Say, $y = W^T b$ where, $ W^T \in R^{2 \times 2} $ and $ b \in R^{2 \times 1} $. Now, we want to calculate: $\frac{\partial y}{\partial W}$.
First, if we look at the dimensions: $y \in R^{2 \times 1}$. So, we know that $\frac{\partial y}{\partial W} \in 2 \times 2 \times 2$ - so it will be a third order tensor?
Second, is the following correct: $\frac{\partial y}{\partial W} = b^T \bigotimes I_{2 \times 2}$?
Are there any good resources to read up on when it comes to matrix derivatives? especially, understanding the dimensions, etc.?
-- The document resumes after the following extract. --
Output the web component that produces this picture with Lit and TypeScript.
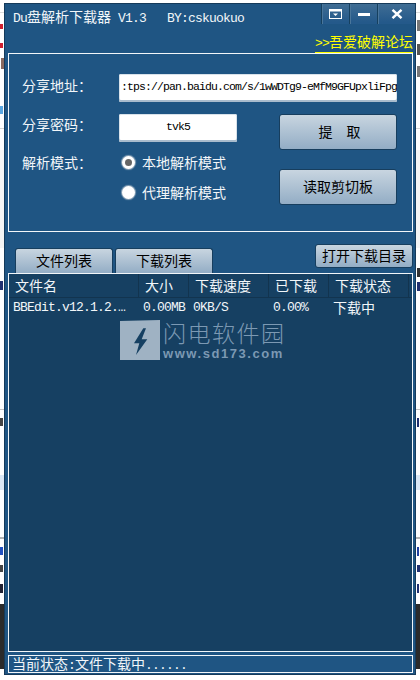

According to my calculations,
$$\begin{matrix}\frac{dy_1}{dW_{11}}=b_1&\frac{dy_1}{dW_{12}}=b_2&\frac{dy_1}{dW_{21}}=0&\frac{dy_1}{dW_{22}}=0\\ \frac{dy_2}{dW_{11}}=0&\frac{dy_2}{dW_{12}}=0&\frac{dy_1}{dW_{21}}=b_1&\frac{dy_2}{dW_{22}}=b_2\end{matrix}$$
So it looks like $b^T\bigotimes I_{2\times 2}$ would give you $$\begin{pmatrix}b_1&b_2\end{pmatrix}\bigotimes\begin{pmatrix}1&0\\0&1\end{pmatrix}\\ =\begin{pmatrix}b_1\begin{pmatrix}1&0\\0&1\end{pmatrix}&b_2\begin{pmatrix}1&0\\0&1\end{pmatrix}\end{pmatrix}\\ =\begin{pmatrix}b_1&0&b_2&0\\0&b_1&0&b_2\end{pmatrix}$$
which matches
$$\begin{pmatrix}\frac{dy_1}{dW_{11}}&\frac{dy_1}{dW_{21}}&\frac{dy_1}{dW_{12}}&\frac{dy_1}{dW_{22}}\\ \frac{dy_2}{dW_{11}}&\frac{dy_2}{dW_{21}}&\frac{dy_2}{dW_{12}}&\frac{dy_2}{dW_{22}}\end{pmatrix}$$
if you write it a certain way.